Wednesday, 7 October 2009

The Failing Guardian

I'm not even going to bother contextualising this one. No preamble. Open up by clicking on this squalid piece that The Guardian, to its shocking discredit, chose to publish.

Giuseppe Caramazza, I'm sure, does valuable humanitarian work. However, he exhibits all the wilful blindness of a man defined by a pre-existing ideology. That's fine; it's his business, even if I don't expect to see it printed by a newspaper as fact. However, his claim:-

"It is sad to see that the interests of multinational pharmaceutical companies (which thrive on a large number of patients) are always protected by western journalists who have no first-hand knowledge."

Is what makes this especially hateful, giving his opinions the status of informed truth, and roping in a Big Pharma conspiracy to help his words play to the gallery.

Caramazza claims that "perhaps" condoms are effective against HIV transmission (perhaps?. Fucking perhaps?), playing on the old myth that condom effectiveness is only 95%. It's a statistic that is simply not true, and it really shouldn't be doing the rounds any more.
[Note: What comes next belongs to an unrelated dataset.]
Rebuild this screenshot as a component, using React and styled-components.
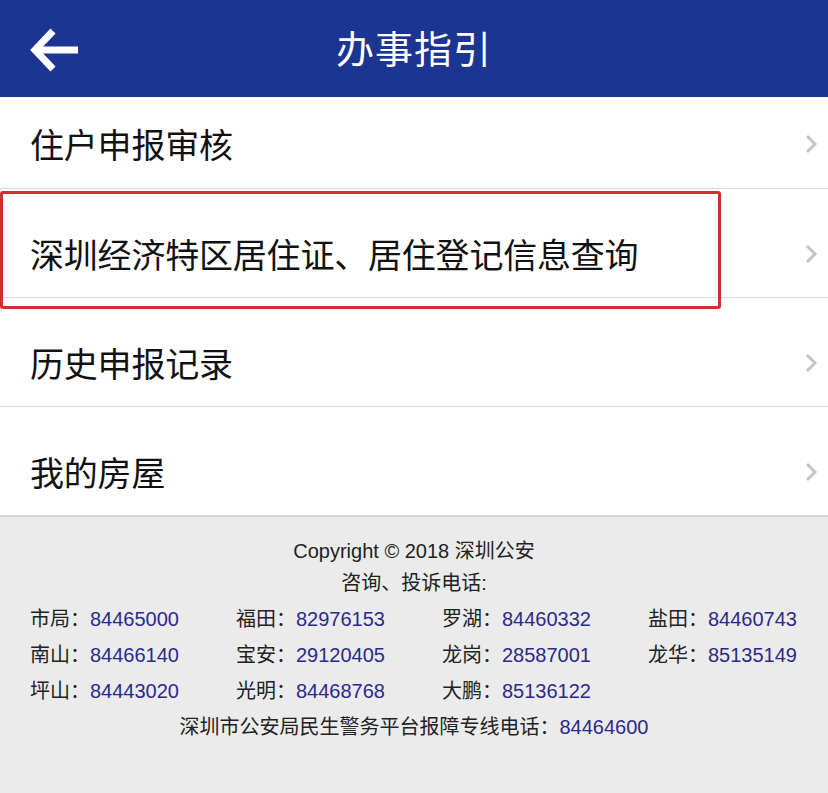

That's not "opinion", it's been proven. Here's a study, if you want (there's plenty more). Short version; of 124 couples with one HIV-positive member, who consistently & correctly used condoms over a 20-month period, the number of uninfected partners who contracted the disease was... zero. Yeah, read that again if you want. The report estimates that at about 15,000 incidences of intercourse.

Zero.

Caramazza also talks about the low rate of HIV in Uganda, where there was "a two-decade campaign stressing the importance of abstinence and faithfulness". Well, here's a study of that period. Results? There was no increase in abstinence or monogamy, but there was a high incidence of condom use. So that's that one pretty much accounted for.

The point is this; those facts (yeah, not opinions, facts) took me ten minutes on Google to find. If people want to discuss something so important on the basis of "well a bloke in the pub said", that makes them fucking idiotic. If a newspaper wants to print a piece, as an alternative opinion about something nebulous and unquantifiable, then that's nothing short of shameful.

1 Comments:

Blogger willyrobinson said...

It's becoming very polarised in there, and that's before you even get into the faith debates. I regret to say I spend far too much of my time on yon webthing tip-toeing aroung the psychos trying to get a bit of news.

They've had Shimon Peres on there though, and Tony Blair and others, so if this boy wants to be the king of chutzpah he needs to up his game.